Ética por adhesión: cuando la buena intención se vuelve exceso
23 de julio de 2025Contenido
Cuenta una fábula que una rana quiso protegerse de las serpientes del pantano. Así que impuso a todas las criaturas que desearan cruzar su orilla un juramento: prometer que ni ellas, ni sus parientes, ni sus amigos o conocidos, tenían vínculo alguno con ninguna serpiente. Algunos intentaron cumplir, pero ninguno pudo demostrar lo indemostrable, así que nadie cruzó la orilla, y la rana, rodeada de normas pero sin aliados, murió de hambre y soledad.
La fábula, aunque absurda, ilustra una práctica común en ciertos contratos: la imposición, como condición de vinculación, de declaraciones impracticables o de adhesiones incondicionales a códigos de ética, conducta o de gobierno que no siempre son compatibles con los de la contraparte contractual.
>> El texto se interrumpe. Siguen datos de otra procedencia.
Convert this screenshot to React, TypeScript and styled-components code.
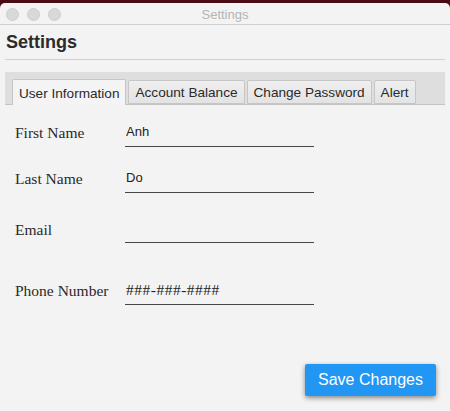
import React from "react";
import styled, { createGlobalStyle } from "styled-components";

const Global = createGlobalStyle`
  html, body { margin: 0; padding: 0; }
  body {
    background: #4a0c12;
    width: 450px;
    height: 411px;
    overflow: hidden;
    font-family: "Liberation Sans", Arial, sans-serif;
  }
`;

const Window = styled.div`
  margin-top: 3px;
  height: 408px;
  background: #f3f3f3;
  border-radius: 5px 5px 0 0;
  display: flex;
  flex-direction: column;
`;

const TitleBar = styled.div`
  position: relative;
  height: 21px;
  border-bottom: 1px solid #cfcfcf;
  display: flex;
  align-items: center;
  justify-content: center;
`;

const Lights = styled.div`
  position: absolute;
  left: 6px;
  top: 5px;
  display: flex;
  gap: 8px;
`;

const Light = styled.span`
  width: 11px;
  height: 11px;
  border-radius: 50%;
  background: #d9d9d9;
  border: 0.5px solid #cdcdcd;
`;

const WindowTitle = styled.span`
  font-size: 13px;
  color: #b4b4b4;
  padding-top: 1px;
`;

const Heading = styled.h1`
  margin: 0 5px;
  height: 34px;
  padding-left: 1px;
  display: flex;
  align-items: center;
  font-size: 18px;
  font-weight: bold;
  color: #2b2b2b;
  border-bottom: 1px solid #d0d0d0;
`;

const TabPane = styled.div`
  margin: 12px 5px 0;
  display: flex;
  flex-direction: column;
  flex: 1;
`;

const TabHeader = styled.div`
  height: 32px;
  background: #dedede;
  border-bottom: 1px solid #c4c4c4;
  display: flex;
  align-items: flex-end;
  gap: 2px;
  padding-left: 7px;
`;

const Tab = styled.div<{ $active?: boolean }>`
  box-sizing: border-box;
  height: ${(p) => (p.$active ? "26px" : "24px")};
  margin-bottom: ${(p) => (p.$active ? "-1px" : "0")};
  padding: 0 6px 0 6px;
  display: flex;
  align-items: center;
  font-size: 13.6px;
  color: #2a2a2a;
  border: 1px solid #c6c6c6;
  border-bottom: ${(p) => (p.$active ? "none" : "1px solid #c6c6c6")};
  border-radius: 2px 2px 0 0;
  background: ${(p) =>
    p.$active ? "#f4f4f4" : "linear-gradient(#efefef, #e3e3e3)"};
  padding-top: ${(p) => (p.$active ? "1px" : "0")};
`;

const Form = styled.div`
  padding: 14px 0 0 10px;
  display: flex;
  flex-direction: column;
`;

const Row = styled.div<{ $gap: number }>`
  display: grid;
  grid-template-columns: 110px 189px;
  align-items: center;
  margin-top: ${(p) => p.$gap}px;
`;

const Label = styled.label<{ $shift?: number }>`
  font-family: "Liberation Serif", "Times New Roman", serif;
  font-size: 15.5px;
  color: #2a2a2a;
  position: relative;
  top: ${(p) => p.$shift ?? 0}px;
`;

const Field = styled.input<{ $serif?: boolean }>`
  box-sizing: border-box;
  height: 28px;
  width: 189px;
  margin: 0;
  padding: 0 1px 2px;
  border: none;
  border-bottom: 1px solid #464646;
  background: transparent;
  outline: none;
  color: #222;
  font-family: ${(p) =>
    p.$serif
      ? `"Liberation Serif", "Times New Roman", serif`
      : `"Liberation Sans", Arial, sans-serif`};
  font-size: ${(p) => (p.$serif ? "15.5px" : "13px")};
  letter-spacing: ${(p) => (p.$serif ? "0.5px" : "0")};
`;

const Footer = styled.div`
  margin-top: auto;
  padding: 0 9px 15px 0;
  display: flex;
  justify-content: flex-end;
`;

const SaveButton = styled.button`
  width: 131px;
  height: 32px;
  border: none;
  border-radius: 2px;
  background: #2196f3;
  color: #fff;
  font-family: "Liberation Sans", Arial, sans-serif;
  font-size: 16px;
  box-shadow: 0 2px 5px rgba(0, 0, 0, 0.45);
  cursor: pointer;
`;

export default function App() {
  return (
    <>
      <Global />
      <Window>
        <TitleBar>
          <Lights>
            <Light />
            <Light />
            <Light />
          </Lights>
          <WindowTitle>Settings</WindowTitle>
        </TitleBar>
        <Heading>Settings</Heading>
        <TabPane>
          <TabHeader>
            <Tab $active>User Information</Tab>
            <Tab>Account Balance</Tab>
            <Tab>Change Password</Tab>
            <Tab>Alert</Tab>
          </TabHeader>
          <Form>
            <Row $gap={0}>
              <Label>First Name</Label>
              <Field defaultValue="Anh" />
            </Row>
            <Row $gap={18}>
              <Label>Last Name</Label>
              <Field defaultValue="Do" />
            </Row>
            <Row $gap={22}>
              <Label $shift={1}>Email</Label>
              <Field />
            </Row>
            <Row $gap={34}>
              <Label>Phone Number</Label>
              <Field $serif defaultValue="###-###-####" />
            </Row>
          </Form>
          <Footer>
            <SaveButton>Save Changes</SaveButton>
          </Footer>
        </TabPane>
      </Window>
    </>
  );
}
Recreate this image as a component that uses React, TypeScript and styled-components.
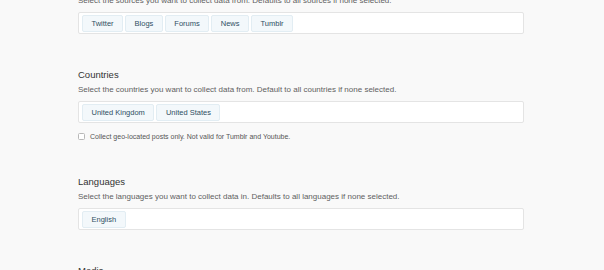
import styled, { createGlobalStyle } from "styled-components";

const GlobalStyle = createGlobalStyle`
  html, body {
    margin: 0;
    padding: 0;
    background: #f9f9f9;
    overflow: hidden;
  }
  body {
    font-family: "Liberation Sans", Arial, Helvetica, sans-serif;
    color: #333;
  }
`;

type SectionType = {
  title: string;
  description: string;
  tags: string[];
  note?: string;
};

const sections: SectionType[] = [
  {
    title: "Sources",
    description: "Select the sources you want to collect data from. Defaults to all sources if none selected.",
    tags: ["Twitter", "Blogs", "Forums", "News", "Tumblr"],
  },
  {
    title: "Countries",
    description: "Select the countries you want to collect data from. Default to all countries if none selected.",
    tags: ["United Kingdom", "United States"],
    note: "Collect geo-located posts only. Not valid for Tumblr and Youtube.",
  },
  {
    title: "Languages",
    description: "Select the languages you want to collect data in. Defaults to all languages if none selected.",
    tags: ["English"],
  },
  {
    title: "Media",
    description: "Select the media types you want to collect.",
    tags: [],
  },
];

const App = () => {
  return (
    <>
      <GlobalStyle />
      <Form>
        {sections.map((section) => (
          <Section key={section.title}>
            <Title>{section.title}</Title>
            <Description>{section.description}</Description>
            <TagBox>
              {section.tags.map((tag) => (
                <Tag key={tag}>{tag}</Tag>
              ))}
            </TagBox>
            {section.note ? (
              <CheckRow>
                <Checkbox type='checkbox' />
                <CheckLabel>{section.note}</CheckLabel>
              </CheckRow>
            ) : (
              ""
            )}
          </Section>
        ))}
      </Form>
    </>
  );
};

export default App;

const Form = styled.div`
  display: flex;
  flex-direction: column;
  gap: 35px;
  width: 446px;
  margin: -20px 0 0 78px;
`;

const Section = styled.section`
  display: flex;
  flex-direction: column;
`;

const Title = styled.h4`
  margin: 0 0 4px;
  font-size: 9.5px;
  line-height: 12px;
  font-weight: 400;
  color: #333;
`;

const Description = styled.p`
  margin: 0 0 6px;
  font-size: 8px;
  line-height: 10px;
  color: #5f5f5f;
  white-space: nowrap;
`;

const TagBox = styled.div`
  display: flex;
  gap: 2px;
  min-height: 17px;
  padding: 2px 3px 1px;
  background: #fff;
  border: 1px solid #e4e4e4;
  border-radius: 2px;
`;

const Tag = styled.span`
  display: flex;
  align-items: center;
  height: 17px;
  box-sizing: border-box;
  padding: 0 8.5px;
  font-size: 7.5px;
  color: #2f4f63;
  background: #f3f8fb;
  border: 1px solid #e2edf3;
  border-radius: 2px;
`;

const CheckRow = styled.label`
  display: flex;
  align-items: center;
  gap: 5px;
  height: 10px;
  margin-top: 8px;
`;

const Checkbox = styled.input`
  appearance: none;
  width: 7px;
  height: 7px;
  margin: 0;
  background: #fff;
  border: 1px solid #b8b8b8;
  border-radius: 1.5px;
`;

const CheckLabel = styled.span`
  font-size: 7px;
  color: #555;
`;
Exigencias de ese tipo, además de costos de transacción, generan el efecto contrario: algunos optan por verificaciones mediocres; otros, simplemente, adherir a ciegas sin revisar veracidad o compatibilidad con sus políticas. Y aunque esta práctica suele justificarse como un esfuerzo por asegurar relaciones íntegras, muchas veces deriva en cláusulas desproporcionadas y obligaciones jurídicas que alteran el equilibrio entre las partes.
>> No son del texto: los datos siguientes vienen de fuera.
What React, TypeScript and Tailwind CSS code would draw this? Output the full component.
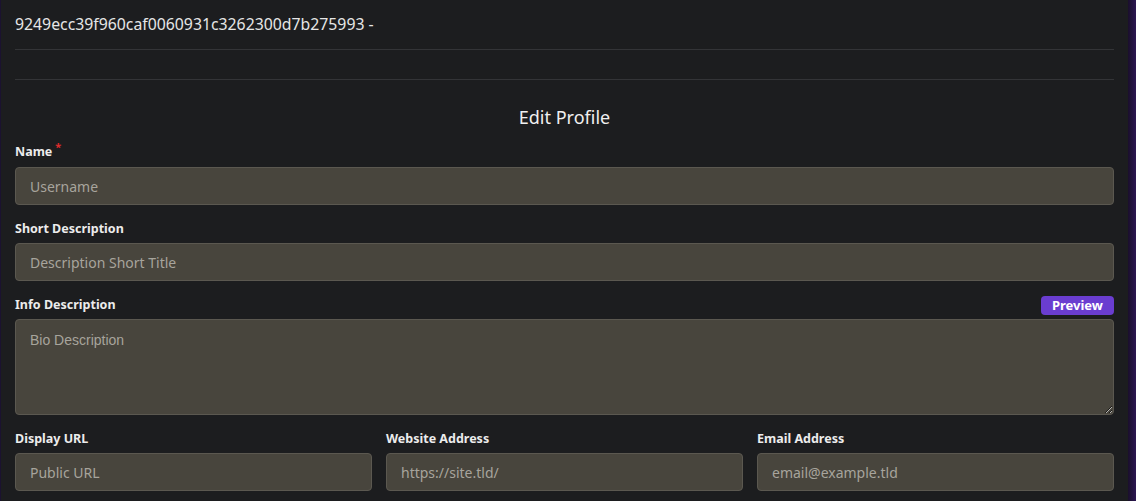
import React from "react";

const inputCls =
  "w-full h-[38px] rounded-[4px] border border-[#5b5850] bg-[#48453d] px-[14px] text-[14px] text-[#e0ddd5] placeholder-[#a7a49c] outline-none";

function Label({ children, req }: { children: React.ReactNode; req?: boolean }) {
  return (
    <div className="text-[12.5px] font-bold text-[#ececec] leading-[16px] flex items-start">
      <span>{children}</span>
      {req && <span className="text-[#e02c2c] text-[11px] leading-[10px] ml-[3px] -mt-[2px]">*</span>}
    </div>
  );
}

export default function App() {
  return (
    <div
      className="w-[1136px] h-[501px] overflow-hidden flex bg-[#1d1330]"
      style={{ fontFamily: '"Noto Sans", "Open Sans", sans-serif' }}
    >
      <div className="w-[1px] bg-[#1b1230]" />
      <div className="w-[1127px] bg-[#1c1d1f] px-[14px] flex flex-col">
        <div className="h-[50px] border-b border-[#333437] pt-[13px] text-[15.8px] text-[#e6e6e6] leading-[22px]">
          9249ecc39f960caf0060931c3262300d7b275993 -
        </div>
        <div className="h-[30px] border-b border-[#333437]" />
        <div className="pt-[25px] text-center text-[18px] text-[#f0f0f0] leading-[24px]">Edit Profile</div>
        <div className="mt-[15px]">
          <Label req>Name</Label>
          <div className="mt-[7px]">
            <input className={inputCls} placeholder="Username" />
          </div>
        </div>
        <div className="mt-[16px]">
          <Label>Short Description</Label>
          <div className="mt-[6px]">
            <input className={inputCls} placeholder="Description Short Title" />
          </div>
        </div>
        <div className="mt-[15px]">
          <div className="flex items-end justify-between">
            <Label>Info Description</Label>
            <span className="mb-[-2px] rounded-[4px] bg-[#6a3dd0] px-[11px] text-[13px] font-bold leading-[19px] text-white">
              Preview
            </span>
          </div>
          <div className="mt-[6px]">
            <textarea
              className="block w-full h-[96px] rounded-[4px] border border-[#5b5850] bg-[#48453d] px-[14px] py-[10px] text-[14px] text-[#e0ddd5] placeholder-[#a7a49c] outline-none"
              style={{ fontFamily: '"Liberation Sans", Arial, sans-serif' }}
              placeholder="Bio Description"
            />
          </div>
        </div>
        <div className="mt-[16px] grid grid-cols-3 gap-[14px]">
          <div>
            <Label>Display URL</Label>
            <div className="mt-[6px]">
              <input className={inputCls} placeholder="Public URL" />
            </div>
          </div>
          <div>
            <Label>Website Address</Label>
            <div className="mt-[6px]">
              <input className={inputCls} placeholder="https://site.tld/" />
            </div>
          </div>
          <div>
            <Label>Email Address</Label>
            <div className="mt-[6px]">
              <input className={inputCls} placeholder="email@example.tld" />
            </div>
          </div>
        </div>
      </div>
      <div className="flex-1 bg-gradient-to-r from-[#1a0f2c] to-[#2c1652]" />
    </div>
  );
}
En procesos de vinculación contractual (públicos y privados) veo cada vez más declaraciones de este tipo: “ninguno de los socios, administradores o empleados de la compañía guarda parentesco (incluye primos, cuñados, tíos o suegros) con empleados de la entidad contratante” ¿Cómo puede una empresa garantizar tal afirmación sin violar la privacidad de accionistas o empleados, o sin iniciar una pesquisa genealógica inviable? En otro caso, la exigencia no se limitaba a vínculos de parentesco, sino además de “amistad cercana” entre empleados y contratistas de cada compañía ¿Qué sucede si cada empresa tiene quinientos empleados? ¿Cómo verificarlo? Estas prácticas exceden el deber de diligencia y desconocen la protección de datos personales. Pretenden controlar la red de relaciones humanas y profesionales de personas ajenas bajo pena de exclusión, distorsionando por completo la lógica del conflicto de interés.
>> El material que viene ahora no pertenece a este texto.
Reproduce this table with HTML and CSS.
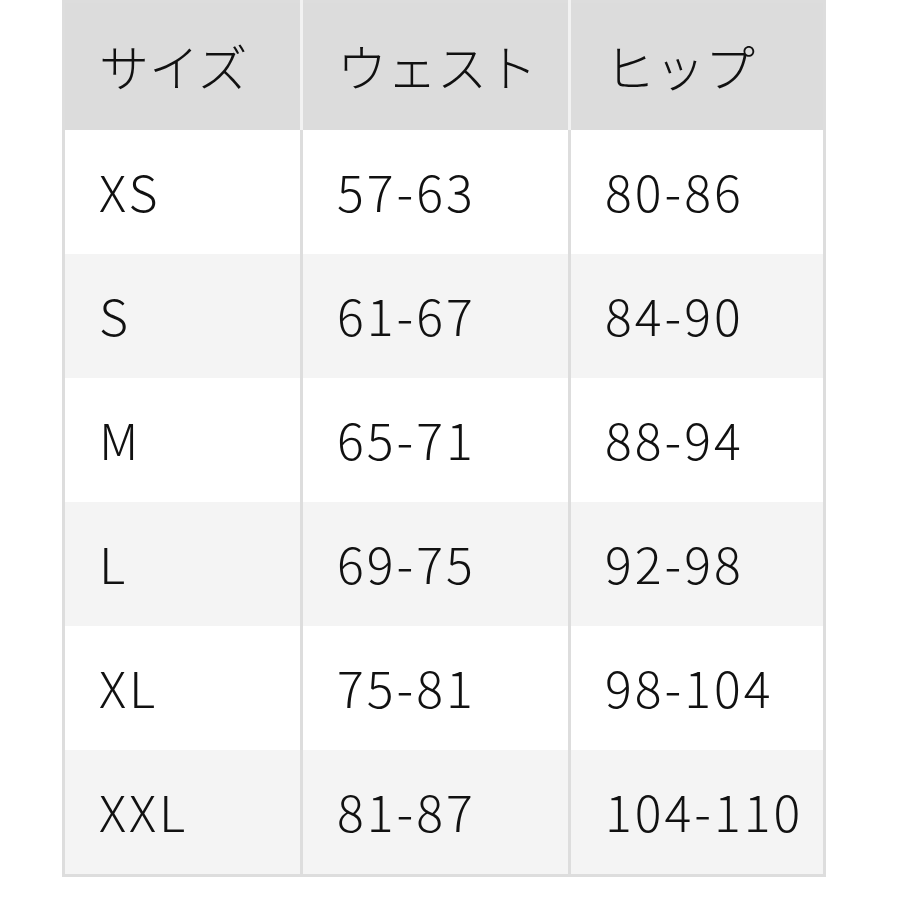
FILE: index.html
```html
<!DOCTYPE html>
<html lang="ja">
<head>
<meta charset="utf-8">
<link rel="stylesheet" href="styles.css">
</head>
<body>
<table class="size-table">
  <colgroup>
    <col class="c1"><col class="c2"><col class="c3">
  </colgroup>
  <thead>
    <tr><th>サイズ</th><th>ウェスト</th><th>ヒップ</th></tr>
  </thead>
  <tbody>
    <tr><td>XS</td><td>57-63</td><td>80-86</td></tr>
    <tr><td>S</td><td>61-67</td><td>84-90</td></tr>
    <tr><td>M</td><td>65-71</td><td>88-94</td></tr>
    <tr><td>L</td><td>69-75</td><td>92-98</td></tr>
    <tr><td>XL</td><td>75-81</td><td>98-104</td></tr>
    <tr><td>XXL</td><td>81-87</td><td>104-110</td></tr>
  </tbody>
</table>
</body>
</html>
```
FILE: styles.css
```css
html, body {
  margin: 0;
  padding: 0;
  background: #ffffff;
}
body {
  padding: 0 0 0 62px;
  font-family: "Noto Sans CJK JP", "Noto Sans", sans-serif;
  color: #111111;
}
.size-table {
  border-collapse: collapse;
  table-layout: fixed;
  width: 761px;
  border: 3px solid #dddddd;
}
.c1 { width: 238px; }
.c2 { width: 268px; }
.c3 { width: 255px; }
.size-table th,
.size-table td {
  border-left: 3px solid #dddddd;
  border-right: 3px solid #dddddd;
  text-align: left;
  padding: 0 0 4px 34px;
  font-size: 50px;
  font-weight: 300;
  line-height: 1;
  letter-spacing: 3px;
}
.size-table th {
  background: #dcdcdc;
  height: 123px;
  letter-spacing: 0;
  border-left-color: #f2f2f2;
  border-right-color: #f2f2f2;
}
.size-table th:first-child { border-left-color: #dddddd; }
.size-table th:last-child { border-right-color: #dddddd; }
.size-table td {
  height: 120px;
}
.size-table tbody tr:nth-child(odd) td { background: #ffffff; }
.size-table tbody tr:nth-child(even) td { background: #f4f4f4; }
```
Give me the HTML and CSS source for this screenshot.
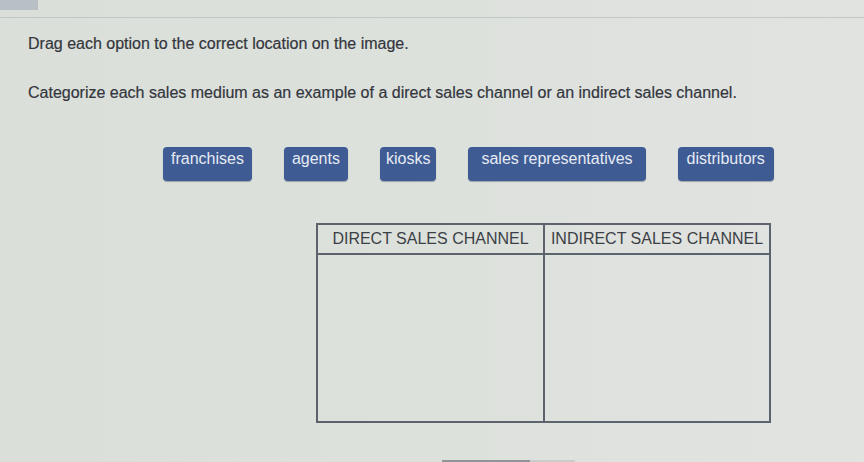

Lo preocupante es que estas declaraciones vienen acompañadas de advertencias: terminación del vínculo, exclusión o sanciones disciplinarias, y todo bajo un marco que no ha sido objeto de negociación. Mucho de esto encuentra su origen en regímenes normativos de inhabilidades mal concebidos, que han contaminado prácticas privadas con presunciones de mala fe estructural.
A ello se suma el uso de cláusulas de adhesión ciega a códigos y políticas de la contraparte, sin revisar su compatibilidad con el marco regulatorio aplicable, las políticas del contratista o el entorno sectorial. Esta práctica genera injerencias en la autonomía empresarial, dificulta el cumplimiento normativo propio (o riesgo de cumplimiento cruzado) y amplía deberes contractuales más allá de lo negociado.
Nadie duda de la necesidad de fijar estándares éticos en los negocios. Pero trasladar al aliado comercial el deber de garantizar principios internos ajenos, sin límites ni salvaguardas, no solo es jurídicamente cuestionable, sino contractualmente ineficaz. Lo ético no puede imponerse por adhesión: debe construirse desde la confianza mutua, el respeto a la autonomía y el equilibrio normativo.
Promover principios es deseable. Pero convertir lo ético en una trampa de desconfianza solo conduce, como en la fábula, a quedarse solo en la orilla. Protegido, sí, pero desconectado de los demás. Y finalmente, estancado.